L-ACOUSTICS US warehouse and demonstrated how to properly rig cabinets and take them into the air on motors, as well as ground stacking them. The d-VFLIGHT cases for the smaller dV-DOSC cabinets allow them to ride in trays as a unit of three, and they can be landed that way, by unpinning the fronts and letting gravity be your friend, gradually lowering them down, and driving them off. He mentioned that the d-VFLIGHT cases “are considered by L-ACOUSTICS to be a ‘rigging accessory,’ not just a road case, and are essential for ease in setup and teardown.”


dV-DOSC resting in tray of dV-FLIGHT case.

Now, when I am mixing a band at a venue where there is a V-DOSC system, I can ask a sound company to show me the ARRAY prediction on their computer, and nod knowingly at how they chose the number of cabinets and how to angle them. I even know what an “axefixe” and a “balancier” are and how to pronounce them!

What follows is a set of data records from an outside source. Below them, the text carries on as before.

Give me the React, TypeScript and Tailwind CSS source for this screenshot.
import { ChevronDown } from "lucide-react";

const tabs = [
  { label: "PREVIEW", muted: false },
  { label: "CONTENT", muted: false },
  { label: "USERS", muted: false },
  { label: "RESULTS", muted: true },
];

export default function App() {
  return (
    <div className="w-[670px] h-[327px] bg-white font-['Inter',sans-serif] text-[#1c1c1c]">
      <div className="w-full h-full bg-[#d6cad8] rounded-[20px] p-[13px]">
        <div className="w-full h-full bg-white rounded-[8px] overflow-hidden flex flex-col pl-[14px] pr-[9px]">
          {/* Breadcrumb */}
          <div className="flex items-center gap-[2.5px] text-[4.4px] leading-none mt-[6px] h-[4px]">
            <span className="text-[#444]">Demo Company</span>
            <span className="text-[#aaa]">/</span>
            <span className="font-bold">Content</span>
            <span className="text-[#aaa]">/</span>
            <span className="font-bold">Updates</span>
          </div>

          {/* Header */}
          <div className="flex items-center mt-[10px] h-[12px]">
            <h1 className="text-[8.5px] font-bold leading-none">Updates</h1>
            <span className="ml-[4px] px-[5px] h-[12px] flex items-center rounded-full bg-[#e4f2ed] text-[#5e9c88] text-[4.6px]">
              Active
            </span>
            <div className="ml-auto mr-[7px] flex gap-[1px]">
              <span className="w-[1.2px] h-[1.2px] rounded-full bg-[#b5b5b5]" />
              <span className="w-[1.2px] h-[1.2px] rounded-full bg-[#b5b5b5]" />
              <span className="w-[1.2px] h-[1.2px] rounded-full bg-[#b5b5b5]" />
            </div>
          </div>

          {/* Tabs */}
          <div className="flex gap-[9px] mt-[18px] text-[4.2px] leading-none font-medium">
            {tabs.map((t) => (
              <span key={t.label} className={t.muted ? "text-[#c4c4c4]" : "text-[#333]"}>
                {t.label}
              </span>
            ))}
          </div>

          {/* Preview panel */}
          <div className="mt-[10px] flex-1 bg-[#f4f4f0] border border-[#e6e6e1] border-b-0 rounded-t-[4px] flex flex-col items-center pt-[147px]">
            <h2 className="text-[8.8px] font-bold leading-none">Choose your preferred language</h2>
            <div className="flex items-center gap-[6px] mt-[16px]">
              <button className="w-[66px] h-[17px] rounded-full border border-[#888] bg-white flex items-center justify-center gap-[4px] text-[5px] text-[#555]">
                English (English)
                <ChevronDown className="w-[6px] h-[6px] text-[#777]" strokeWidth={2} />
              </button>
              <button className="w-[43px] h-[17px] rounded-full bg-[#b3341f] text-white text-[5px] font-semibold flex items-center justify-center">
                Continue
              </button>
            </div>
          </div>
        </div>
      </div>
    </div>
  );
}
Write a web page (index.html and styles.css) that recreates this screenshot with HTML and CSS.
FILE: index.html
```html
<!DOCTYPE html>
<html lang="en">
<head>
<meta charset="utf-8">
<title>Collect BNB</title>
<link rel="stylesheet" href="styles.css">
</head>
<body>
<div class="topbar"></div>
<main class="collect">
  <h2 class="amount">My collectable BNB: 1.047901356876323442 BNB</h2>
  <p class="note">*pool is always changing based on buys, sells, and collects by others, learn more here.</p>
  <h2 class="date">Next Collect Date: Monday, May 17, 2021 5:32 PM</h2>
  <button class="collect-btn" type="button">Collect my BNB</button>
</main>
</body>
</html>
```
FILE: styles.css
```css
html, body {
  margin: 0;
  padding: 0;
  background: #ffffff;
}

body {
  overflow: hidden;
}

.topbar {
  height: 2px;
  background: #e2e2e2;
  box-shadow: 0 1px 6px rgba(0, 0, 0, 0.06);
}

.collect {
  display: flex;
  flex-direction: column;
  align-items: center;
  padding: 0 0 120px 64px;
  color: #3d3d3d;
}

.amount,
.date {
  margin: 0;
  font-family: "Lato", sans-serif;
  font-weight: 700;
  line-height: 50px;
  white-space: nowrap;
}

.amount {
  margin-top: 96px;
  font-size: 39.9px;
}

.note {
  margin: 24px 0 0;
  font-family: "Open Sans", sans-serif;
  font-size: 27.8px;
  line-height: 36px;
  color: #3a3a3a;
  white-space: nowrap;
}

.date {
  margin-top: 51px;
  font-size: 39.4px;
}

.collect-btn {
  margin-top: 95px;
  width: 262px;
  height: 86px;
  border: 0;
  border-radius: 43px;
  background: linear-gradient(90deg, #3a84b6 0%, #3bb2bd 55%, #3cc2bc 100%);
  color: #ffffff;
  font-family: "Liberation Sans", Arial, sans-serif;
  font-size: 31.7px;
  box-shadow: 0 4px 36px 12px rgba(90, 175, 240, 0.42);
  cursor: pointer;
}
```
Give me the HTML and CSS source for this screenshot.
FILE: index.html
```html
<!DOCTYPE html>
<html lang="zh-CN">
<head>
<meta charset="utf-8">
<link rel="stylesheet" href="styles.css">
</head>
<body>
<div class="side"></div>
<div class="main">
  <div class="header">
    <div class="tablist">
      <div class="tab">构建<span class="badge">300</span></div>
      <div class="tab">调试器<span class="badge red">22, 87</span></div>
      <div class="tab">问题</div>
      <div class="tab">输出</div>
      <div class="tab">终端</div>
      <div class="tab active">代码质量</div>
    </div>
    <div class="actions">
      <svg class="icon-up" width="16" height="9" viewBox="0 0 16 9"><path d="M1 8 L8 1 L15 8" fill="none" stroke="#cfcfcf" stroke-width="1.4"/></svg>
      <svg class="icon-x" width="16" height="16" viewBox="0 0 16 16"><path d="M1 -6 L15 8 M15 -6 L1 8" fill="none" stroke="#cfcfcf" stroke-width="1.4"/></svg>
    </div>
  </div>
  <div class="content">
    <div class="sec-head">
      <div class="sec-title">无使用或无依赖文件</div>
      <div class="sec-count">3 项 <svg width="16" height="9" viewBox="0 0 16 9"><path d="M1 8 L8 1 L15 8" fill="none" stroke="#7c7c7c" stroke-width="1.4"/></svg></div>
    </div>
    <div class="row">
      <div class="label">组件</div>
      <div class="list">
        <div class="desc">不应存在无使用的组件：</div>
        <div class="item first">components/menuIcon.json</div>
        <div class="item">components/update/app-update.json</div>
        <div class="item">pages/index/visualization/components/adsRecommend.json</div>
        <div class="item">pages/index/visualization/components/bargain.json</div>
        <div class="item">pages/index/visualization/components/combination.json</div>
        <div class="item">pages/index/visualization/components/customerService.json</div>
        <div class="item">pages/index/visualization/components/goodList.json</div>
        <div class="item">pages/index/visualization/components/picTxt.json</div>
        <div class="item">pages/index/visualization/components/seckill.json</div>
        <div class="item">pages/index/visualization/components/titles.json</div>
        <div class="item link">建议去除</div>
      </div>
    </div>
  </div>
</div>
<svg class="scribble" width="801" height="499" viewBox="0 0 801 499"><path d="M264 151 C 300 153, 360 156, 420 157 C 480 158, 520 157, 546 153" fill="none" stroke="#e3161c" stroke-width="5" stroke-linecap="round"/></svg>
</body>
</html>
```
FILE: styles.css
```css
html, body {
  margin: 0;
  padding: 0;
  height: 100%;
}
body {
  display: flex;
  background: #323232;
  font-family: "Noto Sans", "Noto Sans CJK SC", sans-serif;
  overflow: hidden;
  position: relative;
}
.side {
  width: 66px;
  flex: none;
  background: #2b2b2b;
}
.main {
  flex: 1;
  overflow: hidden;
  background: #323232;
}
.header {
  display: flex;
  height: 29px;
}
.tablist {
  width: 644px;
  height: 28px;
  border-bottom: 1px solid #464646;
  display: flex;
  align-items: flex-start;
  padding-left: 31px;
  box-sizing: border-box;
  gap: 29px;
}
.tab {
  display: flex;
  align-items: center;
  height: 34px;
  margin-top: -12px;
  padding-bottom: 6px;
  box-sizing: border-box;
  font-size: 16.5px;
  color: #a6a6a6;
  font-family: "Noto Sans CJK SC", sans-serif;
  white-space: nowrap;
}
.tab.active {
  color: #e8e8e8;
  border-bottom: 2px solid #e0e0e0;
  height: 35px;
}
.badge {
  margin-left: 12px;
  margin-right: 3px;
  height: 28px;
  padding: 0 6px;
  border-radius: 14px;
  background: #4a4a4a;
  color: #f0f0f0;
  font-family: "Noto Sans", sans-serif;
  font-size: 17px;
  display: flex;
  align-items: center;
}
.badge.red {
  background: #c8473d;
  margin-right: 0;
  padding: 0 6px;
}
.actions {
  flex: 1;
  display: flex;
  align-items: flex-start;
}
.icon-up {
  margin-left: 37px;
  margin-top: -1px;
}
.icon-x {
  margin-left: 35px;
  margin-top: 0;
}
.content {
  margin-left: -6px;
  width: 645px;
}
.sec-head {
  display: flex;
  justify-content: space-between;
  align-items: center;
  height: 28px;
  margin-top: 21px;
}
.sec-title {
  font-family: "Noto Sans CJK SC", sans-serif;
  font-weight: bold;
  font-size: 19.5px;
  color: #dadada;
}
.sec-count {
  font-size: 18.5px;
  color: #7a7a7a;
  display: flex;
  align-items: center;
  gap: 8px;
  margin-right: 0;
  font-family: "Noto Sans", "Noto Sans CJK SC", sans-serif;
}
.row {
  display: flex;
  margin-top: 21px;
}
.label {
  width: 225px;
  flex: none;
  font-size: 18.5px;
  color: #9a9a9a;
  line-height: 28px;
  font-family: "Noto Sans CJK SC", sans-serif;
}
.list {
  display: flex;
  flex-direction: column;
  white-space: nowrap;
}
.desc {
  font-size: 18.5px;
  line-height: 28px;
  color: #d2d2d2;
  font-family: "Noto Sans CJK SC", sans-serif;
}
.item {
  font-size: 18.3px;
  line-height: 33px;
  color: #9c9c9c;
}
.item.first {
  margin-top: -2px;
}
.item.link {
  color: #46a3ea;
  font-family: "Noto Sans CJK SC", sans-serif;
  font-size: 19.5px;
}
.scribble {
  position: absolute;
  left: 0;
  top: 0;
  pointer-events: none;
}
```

Bernie Broderick’s presentation was very thorough, very painstaking and no student was ever left behind. The atmosphere was very much one of the only dumb question being one that is left unasked, and on the ARRAY2000 and rigging days that I was there, Bernie was completely available to explain anything that someone did not completely understand.

It was an honor to watch the (mostly younger than me) attendees concentrate to digest the material, and then talk about their backgrounds and experiences during the breaks. It reminded me of the fact that working for a sound company is pretty much the same, no matter what region you are from, and the sense of community that Jeffrey Cox often talks about is not an illusion.

Ten years ago, there were no QVT’s or CVE’s (Qualified V-DOSC Technicians and Certified V-DOSC Engineers,) and the fact that now a number of people are out there earning their living with these systems is a powerful demonstration of the effect that a single innovative design has had on the world of live audio.